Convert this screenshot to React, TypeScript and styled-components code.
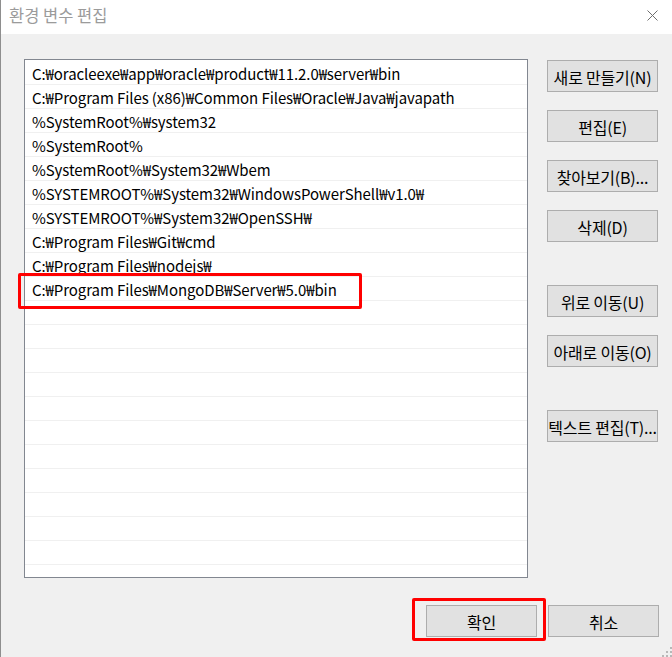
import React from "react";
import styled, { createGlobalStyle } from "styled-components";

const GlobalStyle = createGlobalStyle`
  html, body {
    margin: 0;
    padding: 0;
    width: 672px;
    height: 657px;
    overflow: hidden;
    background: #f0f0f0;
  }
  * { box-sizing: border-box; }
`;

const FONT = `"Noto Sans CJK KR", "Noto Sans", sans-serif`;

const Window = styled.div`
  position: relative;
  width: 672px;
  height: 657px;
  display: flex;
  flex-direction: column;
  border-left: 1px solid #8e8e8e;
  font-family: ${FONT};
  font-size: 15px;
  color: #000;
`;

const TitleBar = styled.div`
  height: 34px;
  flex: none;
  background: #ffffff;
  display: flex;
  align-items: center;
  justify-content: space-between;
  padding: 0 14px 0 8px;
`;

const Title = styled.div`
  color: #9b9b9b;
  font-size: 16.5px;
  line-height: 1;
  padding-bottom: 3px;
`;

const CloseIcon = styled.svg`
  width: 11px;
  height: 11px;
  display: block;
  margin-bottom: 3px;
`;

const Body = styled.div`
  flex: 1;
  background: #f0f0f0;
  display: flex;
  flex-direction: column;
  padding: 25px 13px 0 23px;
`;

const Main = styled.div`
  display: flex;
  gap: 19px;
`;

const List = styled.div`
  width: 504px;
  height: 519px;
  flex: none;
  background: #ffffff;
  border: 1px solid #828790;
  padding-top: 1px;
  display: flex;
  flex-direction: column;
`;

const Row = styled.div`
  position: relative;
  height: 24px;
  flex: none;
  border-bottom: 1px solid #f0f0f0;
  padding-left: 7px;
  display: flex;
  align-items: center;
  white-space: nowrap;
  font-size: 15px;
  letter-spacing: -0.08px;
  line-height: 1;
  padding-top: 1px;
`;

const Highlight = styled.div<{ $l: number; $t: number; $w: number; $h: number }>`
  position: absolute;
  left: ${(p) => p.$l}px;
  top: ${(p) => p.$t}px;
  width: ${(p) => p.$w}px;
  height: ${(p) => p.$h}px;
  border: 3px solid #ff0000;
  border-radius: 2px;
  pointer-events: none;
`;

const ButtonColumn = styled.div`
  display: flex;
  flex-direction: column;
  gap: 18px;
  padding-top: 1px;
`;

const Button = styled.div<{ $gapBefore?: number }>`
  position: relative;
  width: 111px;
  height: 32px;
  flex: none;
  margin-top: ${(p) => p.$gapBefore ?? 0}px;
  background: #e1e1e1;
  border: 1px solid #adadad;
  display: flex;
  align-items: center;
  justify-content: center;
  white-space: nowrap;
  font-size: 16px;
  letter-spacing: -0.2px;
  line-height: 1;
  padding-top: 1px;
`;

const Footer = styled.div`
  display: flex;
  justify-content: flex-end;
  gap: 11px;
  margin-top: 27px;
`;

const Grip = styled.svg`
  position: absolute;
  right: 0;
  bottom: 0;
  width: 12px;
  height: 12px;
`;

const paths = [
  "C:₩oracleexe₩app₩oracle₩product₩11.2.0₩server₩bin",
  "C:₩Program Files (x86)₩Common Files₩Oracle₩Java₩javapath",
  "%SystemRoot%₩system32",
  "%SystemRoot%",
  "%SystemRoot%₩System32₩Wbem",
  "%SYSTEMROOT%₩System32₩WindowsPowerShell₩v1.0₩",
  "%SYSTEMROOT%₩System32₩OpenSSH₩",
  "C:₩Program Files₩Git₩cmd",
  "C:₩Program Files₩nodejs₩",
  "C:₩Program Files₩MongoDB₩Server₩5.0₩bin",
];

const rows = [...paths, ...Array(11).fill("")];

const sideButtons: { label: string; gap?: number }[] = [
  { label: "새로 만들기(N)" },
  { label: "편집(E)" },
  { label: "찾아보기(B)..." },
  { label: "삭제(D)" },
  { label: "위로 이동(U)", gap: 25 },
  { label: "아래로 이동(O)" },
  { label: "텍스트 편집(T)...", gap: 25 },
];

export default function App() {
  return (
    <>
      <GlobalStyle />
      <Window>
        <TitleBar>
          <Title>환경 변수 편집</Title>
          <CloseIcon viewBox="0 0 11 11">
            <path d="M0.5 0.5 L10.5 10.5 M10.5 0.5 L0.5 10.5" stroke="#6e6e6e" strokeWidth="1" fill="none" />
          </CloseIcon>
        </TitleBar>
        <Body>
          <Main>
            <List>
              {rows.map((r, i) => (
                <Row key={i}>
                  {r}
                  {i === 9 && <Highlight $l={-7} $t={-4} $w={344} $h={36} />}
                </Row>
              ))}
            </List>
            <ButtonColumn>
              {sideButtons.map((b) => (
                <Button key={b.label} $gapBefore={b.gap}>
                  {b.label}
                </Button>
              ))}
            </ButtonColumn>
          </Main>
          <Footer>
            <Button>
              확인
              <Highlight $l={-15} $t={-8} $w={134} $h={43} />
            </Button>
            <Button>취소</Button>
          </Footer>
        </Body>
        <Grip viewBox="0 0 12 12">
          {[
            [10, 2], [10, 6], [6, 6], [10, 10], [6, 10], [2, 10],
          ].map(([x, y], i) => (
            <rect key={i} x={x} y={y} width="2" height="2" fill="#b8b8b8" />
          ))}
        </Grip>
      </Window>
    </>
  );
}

::::::

SHORT TASK: Collect the lines of the data that carry the word "React".

EXPECTED ANSWER:
Convert this screenshot to React, TypeScript and styled-components code.
import React from "react";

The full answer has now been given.